During a round of golf on a visit to Australia in 1963, Queen Elizabeth II caught the attention of journalists.
They noticed that the Queen, unlike all the other players on Royal Canberra Golf Course that day, wasn’t covered in flies.
In fact, Her Royal Highness was virtually fly-free.
Not surprisingly, the journalists quickly got to the bottom of the story. It turns out, at the request of Government House staff, the Queen was liberally sprayed with a dose of CSIRO’s new fly repellant.
A few days later, as word spread, the people at Mortein called the CSIRO researcher who developed the spray, Doug Waterhouse, asking for his formula, which he passed on freely, as was CSIRO’s policy at the time.
The rest, as they say, is history.
The Aerogard story is one of many examples of Australians coming up with bright ideas.
We’ve got a reputation for ingenuity and clever thinking.
From the first indigenous peoples through consecutive waves of migrants, Australians have displayed a genius for the practical in wresting a living from what can be a harsh continent.
The Industry, Innovation and Science portfolio is at the cutting edge of the government’s agenda. We punch above our weight in knowledge creation.
So why isn’t this talent translating into obvious economic benefits?
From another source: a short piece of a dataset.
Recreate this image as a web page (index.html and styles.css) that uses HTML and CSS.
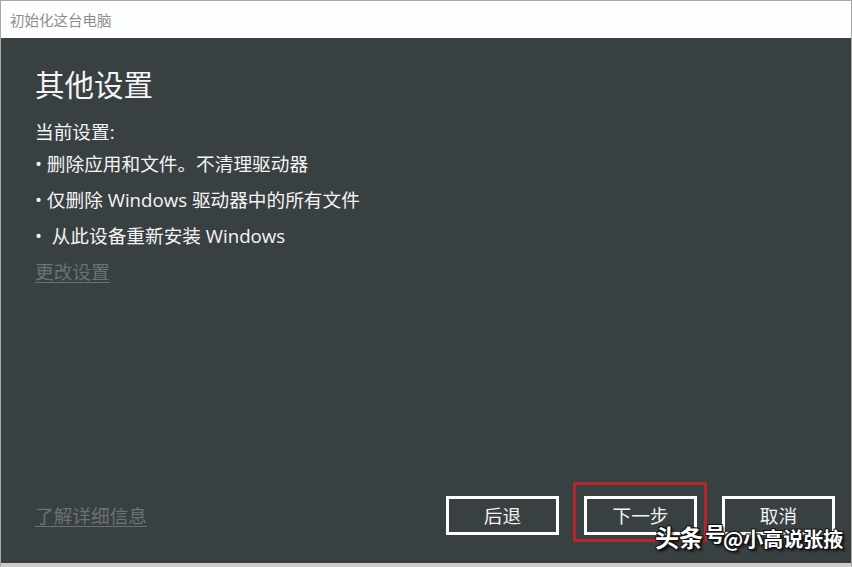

One solution is to boost collaboration between industry and research. We need more of our research to align with the real world needs of our industry, our businesses and our people.
This is a priority for the Australian Government–especially greater engagement between businesses, universities and the research sector to commercialise ideas and solve problems.
It’s a key pillar of the National Innovation and Science Agenda–our plan to capitalise on the nation’s strengths and turn Australia into an innovation leader.
We’ve always been good at coming up with ideas and creating knowledge.
The fact that we’re not as strong at turning this into commercial reality was a key finding of the recent performance review by Innovation and Science Australia.
The findings will inform work on a plan setting out a long term strategic direction for the Australian Innovation, Science and Research System.
We rank last or second last among OECD countries for our level of business-research collaboration.
We can do better. Through clever policy settings that capitalise on our strengths, the government is committed to ensuring the world-class research taking place right here helps build an economically stronger future for all Australians.
Unlocking the commercial value of Australian research will result in world-first innovation and new, internationally competitive businesses.
It will boost our status as an innovation leader, create jobs and improve the quality of our lives.
I am also a strong supporter of fundamental scientific research and am keen to promote evidence-based policy making.
The government is investing $2.3 billion to maintain critical research infrastructure over the next decade.
We’re allocating $1.5 billion for the National Collaborative Research Infrastructure Strategy to ensure it continues to drive collaboration between 35,000 researchers, government and industry to deliver practical outcomes.
We’re also investing $520 million to help the Australian Nuclear Science and Technology Organisation operate the Australian Synchrotron, which is used by around 4,000 researchers each year for diverse scientific and industrial applications.
We’ve set-aside $294 million for Australia’s commitment to the Square Kilometre Array, the largest and most advanced radio telescope ever constructed.
And to help Australia compete on an international level, the government is investing $36 million over five years in a Global Innovation Strategy to improve Australia’s international innovation and science collaboration.
As part of the strategy, we’ve established Landing Pads in five global innovation hotspots (San Francisco, Tel Aviv, Shanghai, Berlin and Singapore) to help Australian start-ups crack into new markets.
And, just recently, the government announced that CSIRO will open an office in Silicon Valley, as part of a wider push by the organisation to promote scientific collaboration and improve its record in commercialising its own work, and to give Australian entrepreneurs better access to funding.
Our work does not stop there.
Our vision is for a confident, outward looking economy that plays on our research strengths to drive business success and individual opportunity for all Australians.
This will support economic growth, Australian jobs and living standards now and into the future.